Data records:
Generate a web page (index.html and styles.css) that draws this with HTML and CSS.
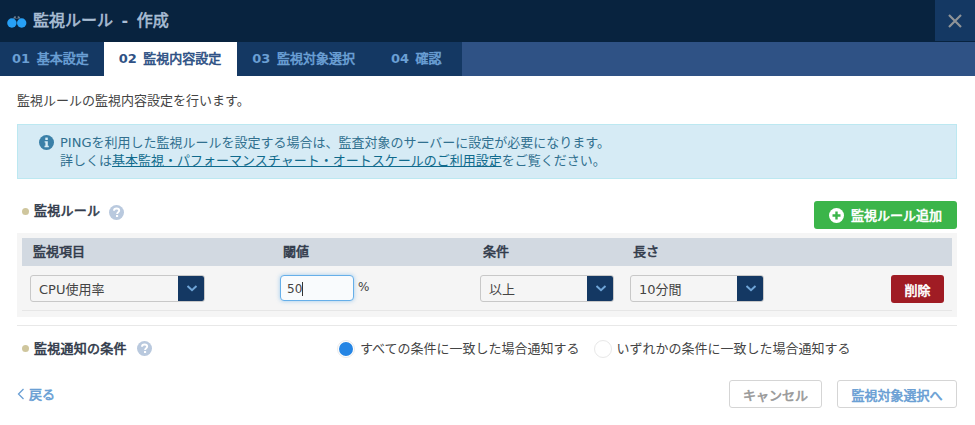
FILE: index.html
```html
<!DOCTYPE html>
<html lang="ja">
<head>
<meta charset="utf-8">
<title>監視ルール - 作成</title>
<link rel="stylesheet" href="styles.css">
</head>
<body>
<header class="title-bar">
  <svg class="logo" width="20" height="13" viewBox="0 0 20 13"><path d="M6 3.5 L7.5 1.2 H8.8 V3 H10.7 V1.2 H12 L13.5 3.5Z" fill="#6f7f90"/><circle cx="4.9" cy="8" r="4.7" fill="#27a0f6"/><circle cx="14.7" cy="8" r="4.7" fill="#27a0f6"/></svg>
  <h1 class="title faux">監視ルール<span class="latin"> - </span>作成</h1>
  <button class="close" aria-label="閉じる"><svg width="14" height="14" viewBox="0 0 14 14"><path d="M1 1 L13 13 M13 1 L1 13" stroke="#8f9397" stroke-width="2.2" fill="none"/></svg></button>
</header>
<nav class="tabs">
  <a class="tab tab-1 faux"><span class="latin">01 </span>基本設定</a>
  <a class="tab tab-2 faux active"><span class="latin">02 </span>監視内容設定</a>
  <a class="tab tab-3 faux"><span class="latin">03 </span>監視対象選択</a>
  <a class="tab tab-4 faux"><span class="latin">04 </span>確認</a>
</nav>
<main class="content">
  <p class="intro">監視ルールの監視内容設定を行います。</p>
  <div class="alert">
    <svg class="alert-icon" width="15" height="15" viewBox="0 0 15 15"><circle cx="7.5" cy="7.5" r="7.5" fill="#3a80a8"/><rect x="6.3" y="2.6" width="2.5" height="2.4" fill="#d6ebf5"/><path d="M5.6 6.2H8.8V10.8H9.8V12.2H5.5V10.8H6.4V7.6H5.6Z" fill="#d6ebf5"/></svg>
    <p class="alert-text">PINGを利用した監視ルールを設定する場合は、監査対象のサーバーに設定が必要になります。<br>詳しくは<a class="alert-link">基本監視・パフォーマンスチャート・オートスケールのご利用設定</a>をご覧ください。</p>
  </div>
  <div class="rule-head">
    <h2 class="section-title faux">監視ルール</h2>
    <svg class="help" width="15" height="15" viewBox="0 0 15 15"><circle cx="7.5" cy="7.5" r="7.5" fill="#b9c9de"/><path d="M5 5.8C5 4.4 6.1 3.5 7.6 3.5S10.2 4.4 10.2 5.6C10.2 7.2 8.1 7.3 8.1 8.9" fill="none" stroke="#fff" stroke-width="1.9"/><rect x="7" y="10" width="2.1" height="2" fill="#fff"/></svg>
    <button class="btn-add faux"><svg width="15" height="15" viewBox="0 0 15 15"><circle cx="7.5" cy="7.5" r="7.5" fill="#fff"/><path d="M7.5 3.5V11.5M3.5 7.5H11.5" stroke="#3bb54a" stroke-width="2.4"/></svg><span class="btn-add-label">監視ルール追加</span></button>
  </div>
  <section class="rules">
    <div class="rules-head faux">
      <span>監視項目</span><span>閾値</span><span>条件</span><span>長さ</span>
    </div>
    <div class="rules-row">
      <div class="select select-item"><span class="select-label">CPU使用率</span><span class="select-arrow"><svg width="12" height="7" viewBox="0 0 12 7"><path d="M1.5 1 L6 5.2 L10.5 1" fill="none" stroke="#6fa5d8" stroke-width="2"/></svg></span></div>
      <div class="threshold"><div class="input">50<i class="caret"></i></div><span class="unit">%</span></div>
      <div class="select select-cond"><span class="select-label">以上</span><span class="select-arrow"><svg width="12" height="7" viewBox="0 0 12 7"><path d="M1.5 1 L6 5.2 L10.5 1" fill="none" stroke="#6fa5d8" stroke-width="2"/></svg></span></div>
      <div class="last-cell">
        <div class="select select-cond"><span class="select-label">10分間</span><span class="select-arrow"><svg width="12" height="7" viewBox="0 0 12 7"><path d="M1.5 1 L6 5.2 L10.5 1" fill="none" stroke="#6fa5d8" stroke-width="2"/></svg></span></div>
        <button class="btn-delete faux">削除</button>
      </div>
    </div>
  </section>
  <div class="notify">
    <div class="notify-label">
      <h2 class="section-title faux">監視通知の条件</h2>
      <svg class="help" width="15" height="15" viewBox="0 0 15 15"><circle cx="7.5" cy="7.5" r="7.5" fill="#b9c9de"/><path d="M5 5.8C5 4.4 6.1 3.5 7.6 3.5S10.2 4.4 10.2 5.6C10.2 7.2 8.1 7.3 8.1 8.9" fill="none" stroke="#fff" stroke-width="1.9"/><rect x="7" y="10" width="2.1" height="2" fill="#fff"/></svg>
    </div>
    <label class="radio-item"><span class="radio checked"></span>すべての条件に一致した場合通知する</label>
    <label class="radio-item"><span class="radio"></span>いずれかの条件に一致した場合通知する</label>
  </div>
  <footer class="actions">
    <a class="back faux"><svg width="8" height="12" viewBox="0 0 8 12"><path d="M6.5 1 L1.5 6 L6.5 11" fill="none" stroke="#6a9fd4" stroke-width="1.3"/></svg><span class="back-label">戻る</span></a>
    <button class="btn-ghost btn-cancel faux">キャンセル</button>
    <button class="btn-ghost btn-next faux">監視対象選択へ</button>
  </footer>
</main>
</body>
</html>
```
FILE: styles.css
```css
* { box-sizing: border-box; }
html, body { margin: 0; padding: 0; }
body {
  width: 975px;
  height: 425px;
  overflow: hidden;
  background: #fff;
  color: #444;
  font: 13px/18px "DejaVu Sans", "Noto Sans CJK JP", sans-serif;
}
button { font-family: inherit; padding: 0; cursor: pointer; }
h1, h2, p { margin: 0; }

.faux { font-weight: 400; -webkit-text-stroke: .6px currentColor; }
.latin { font-weight: 700; -webkit-text-stroke: 0; margin-right: 2px; }

.title-bar {
  display: flex;
  align-items: center;
  height: 42px;
  padding-left: 7px;
  background: #08233f;
}
.logo { margin: 0 6px 0 0; }
.title { font-size: 16px; color: #a9bdd4; line-height: 42px; }
.title .latin { margin: 0 3px; }
.close {
  display: flex;
  align-items: center;
  justify-content: center;
  width: 40px;
  height: 41px;
  margin: 0 0 0 auto;
  align-self: flex-start;
  border: 0;
  background: #143863;
}

.tabs { display: flex; height: 34px; background: #2f5285; }
.tab {
  display: block;
  padding: 0 15px;
  line-height: 34px;
  color: #6a9fd4;
  background: #143863;
}
.tab-1 { padding-left: 12px; }
.tab-2 { padding-right: 16px; }
.tab-3 { padding-right: 17px; }
.tab-4 { padding: 0 20px 0 19px; }
.tab.active { color: #2f5285; background: #fff; }

.content { padding: 16px 18px 0 17px; }
.intro { line-height: 18px; }

.alert {
  display: flex;
  height: 55px;
  margin-top: 14px;
  padding: 9px 0 0 21px;
  background: #d6ebf5;
  border: 1px solid #bce8f1;
  color: #31708f;
}
.alert-icon { margin: 1px 6px 0 0; flex: none; }
.alert-link { color: #0f6a8c; text-decoration: underline; }

.rule-head { display: flex; align-items: flex-start; height: 54px; padding: 22px 0 0 5px; }
.rule-head .section-title { margin-top: 1px; }
.rule-head .help { margin: 4px 0 0 9px; }
.section-title {
  display: flex;
  align-items: center;
  font-size: 13px;
  line-height: 18px;
  letter-spacing: .25px;
  color: #333c4c;
}
.section-title::before {
  content: "";
  width: 7px;
  height: 7px;
  margin-right: 5px;
  border-radius: 50%;
  background: #cfc69d;
}
.help { margin: 1px 0 0 10px; flex: none; }
.btn-add {
  display: flex;
  align-items: center;
  justify-content: center;
  gap: 7px;
  width: 143px;
  height: 28px;
  margin: 0 0 0 auto;
  border: 0;
  border-radius: 3px;
  background: #3bb54a;
  color: #fff;
  font-size: 13px;
}
.btn-add-label { margin-top: -2px; }

.rules { height: 84px; padding: 5px 5px 6px; background: #f5f5f5; }
.rules-head, .rules-row { display: grid; grid-template-columns: 250px 200px 150px 1fr; }
.rules-head {
  height: 28px;
  padding-left: 11px;
  align-items: center;
  background: #d2d9e1;
  color: #333c4c;
}
.rules-row { height: 45px; padding: 9px 8px 0 8px; border-bottom: 1px solid #e6e6e6; align-items: start; }

.select {
  display: flex;
  height: 27px;
  border: 1px solid #c8c8c8;
  border-radius: 3px;
  background: #f5f5f5;
  overflow: hidden;
}
.select-item { width: 175px; }
.select-cond { width: 134px; }
.select-label { flex: 1; padding-left: 8px; line-height: 28px; color: #444; }
.select-arrow {
  display: flex;
  align-items: center;
  justify-content: center;
  width: 27px;
  margin: -1px -1px -1px 0;
  background: #143863;
}
.threshold { display: flex; align-items: flex-start; }
.input {
  display: flex;
  align-items: center;
  width: 74px;
  height: 26px;
  padding: 1px 0 0 6px;
  border: 1px solid #66afe9;
  border-radius: 4px;
  background: #f9fbfd;
  box-shadow: 0 0 4px rgba(102, 175, 233, .6);
  font-size: 12px;
}
.caret { width: 1px; height: 14px; background: #333; }
.unit { margin-left: 4px; font-size: 12px; line-height: 24px; }
.last-cell { display: flex; justify-content: space-between; }
.btn-delete {
  width: 53px;
  height: 28px;
  border: 0;
  border-radius: 3px;
  background: #a01c24;
  color: #fff;
  font-size: 13px;
}

.notify {
  display: flex;
  align-items: center;
  height: 46px;
  margin-top: 8px;
  padding-left: 5px;
  border-top: 1px solid #e8e8e8;
}
.notify-label { display: flex; width: 315px; }
.radio-item { display: flex; align-items: center; color: #444; }
.radio-item + .radio-item { margin-left: 14px; }
.radio {
  width: 18px;
  height: 18px;
  margin-right: 5px;
  border: 1px solid #e8e8e8;
  border-radius: 50%;
  background: #fff;
}
.radio.checked { border: 2px solid #fff; outline: 1px solid #eaeaea; outline-offset: -1px; background: #2585e4; }

.actions { display: flex; align-items: center; height: 28px; margin-top: 9px; }
.back { display: flex; align-items: center; gap: 4px; margin-right: auto; color: #6a9fd4; }
.back-label { margin-top: 2px; }
.btn-ghost {
  height: 28px;
  border: 1px solid #d5d5d5;
  border-radius: 3px;
  background: #fff;
  font-size: 13px;
}
.btn-cancel { width: 93px; color: #999; }
.btn-next { width: 120px; margin-left: 15px; color: #6a9fd4; }
```
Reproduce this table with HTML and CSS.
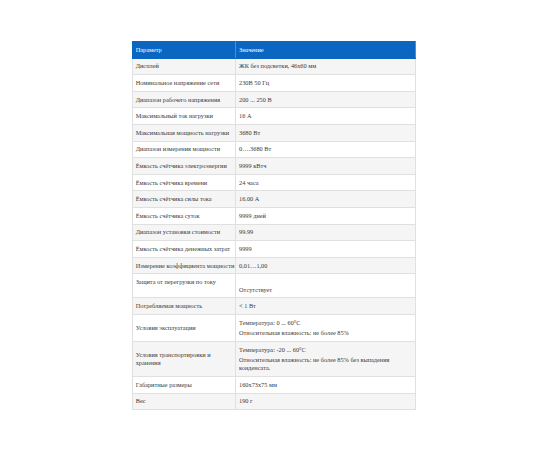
FILE: index.html
```html
<!DOCTYPE html>
<html lang="ru">
<head>
<meta charset="utf-8">
<title>Характеристики</title>
<link rel="stylesheet" href="styles.css">
</head>
<body>
<div class="page">
  <table class="specs">
    <thead>
      <tr><th class="c1">Параметр</th><th class="c2">Значение</th></tr>
    </thead>
    <tbody>
      <tr><td>Дисплей</td><td>ЖК без подсветки, 46x60 мм</td></tr>
      <tr><td>Номинальное напряжение сети</td><td>230В 50 Гц</td></tr>
      <tr><td>Диапазон рабочего напряжения</td><td>200 ... 250 В</td></tr>
      <tr><td>Максимальный ток нагрузки</td><td>16 А</td></tr>
      <tr><td>Максимальная мощность нагрузки</td><td>3680 Вт</td></tr>
      <tr><td>Диапазон измерения мощности</td><td>0….3680 Вт</td></tr>
      <tr><td>Ёмкость счётчика электроэнергии</td><td>9999 кВтч</td></tr>
      <tr><td>Ёмкость счётчика времени</td><td>24 часа</td></tr>
      <tr><td>Ёмкость счётчика силы тока</td><td>16.00 А</td></tr>
      <tr><td>Ёмкость счётчика суток</td><td>9999 дней</td></tr>
      <tr><td>Диапазон установки стоимости</td><td>99.99</td></tr>
      <tr><td>Ёмкость счётчика денежных затрат</td><td>9999</td></tr>
      <tr><td class="nowrap">Измерение коэффициента мощности</td><td>0,01…1,00</td></tr>
      <tr class="protect"><td class="top">Защита от перегрузки по току</td><td class="low">Отсутствует</td></tr>
      <tr><td>Потребляемая мощность</td><td>&lt; 1 Вт</td></tr>
      <tr><td>Условия эксплуатации</td><td><p class="para">Температура: 0 ... 60°C</p><p class="para">Относительная влажность: не более 85%</p></td></tr>
      <tr><td>Условия транспортировки и хранения</td><td><p class="para">Температура: -20 ... 60°C</p><p class="para">Относительная влажность: не более 85% без выпадения конденсата.</p></td></tr>
      <tr><td>Габаритные размеры</td><td>160x73x75 мм</td></tr>
      <tr><td>Вес</td><td>190 г</td></tr>
    </tbody>
  </table>
</div>
</body>
</html>
```
FILE: styles.css
```css
html, body {
  margin: 0;
  padding: 0;
  background: #ffffff;
}
.page {
  padding: 41px 0 0 132px;
}
.specs {
  border-collapse: collapse;
  width: 284px;
  table-layout: fixed;
  font-family: "Liberation Serif", "Times New Roman", serif;
  font-size: 6.3px;
  line-height: 8px;
  color: #3a3a3a;
}
.specs th {
  background: #0b66c2;
  color: #ffffff;
  font-weight: normal;
  text-align: left;
  padding: 3.8px 2.7px;
  border: 1px solid #0b66c2;
  border-right-color: #4a8fd4;
}
.specs th.c1 { width: 97px; }
.specs td {
  padding: 3.8px 2.7px;
  border: 1px solid #e0e0e0;
  vertical-align: middle;
}
.specs tbody tr:nth-child(odd) td {
  background: #f5f5f5;
}
.specs tbody tr:nth-child(even) td {
  background: #ffffff;
}
.specs td.nowrap { white-space: nowrap; }
.specs td.top { vertical-align: top; }
.specs td.low { vertical-align: bottom; padding-top: 11.2px; }
.para {
  margin: 0 0 2.5px 0;
}
.para:last-child {
  margin-bottom: 0;
}
```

What you need to do
Wherever a line in the data above holds "table", copy that line.

Written solution
Reproduce this table with HTML and CSS.
  <table class="specs">
  </table>
  table-layout: fixed;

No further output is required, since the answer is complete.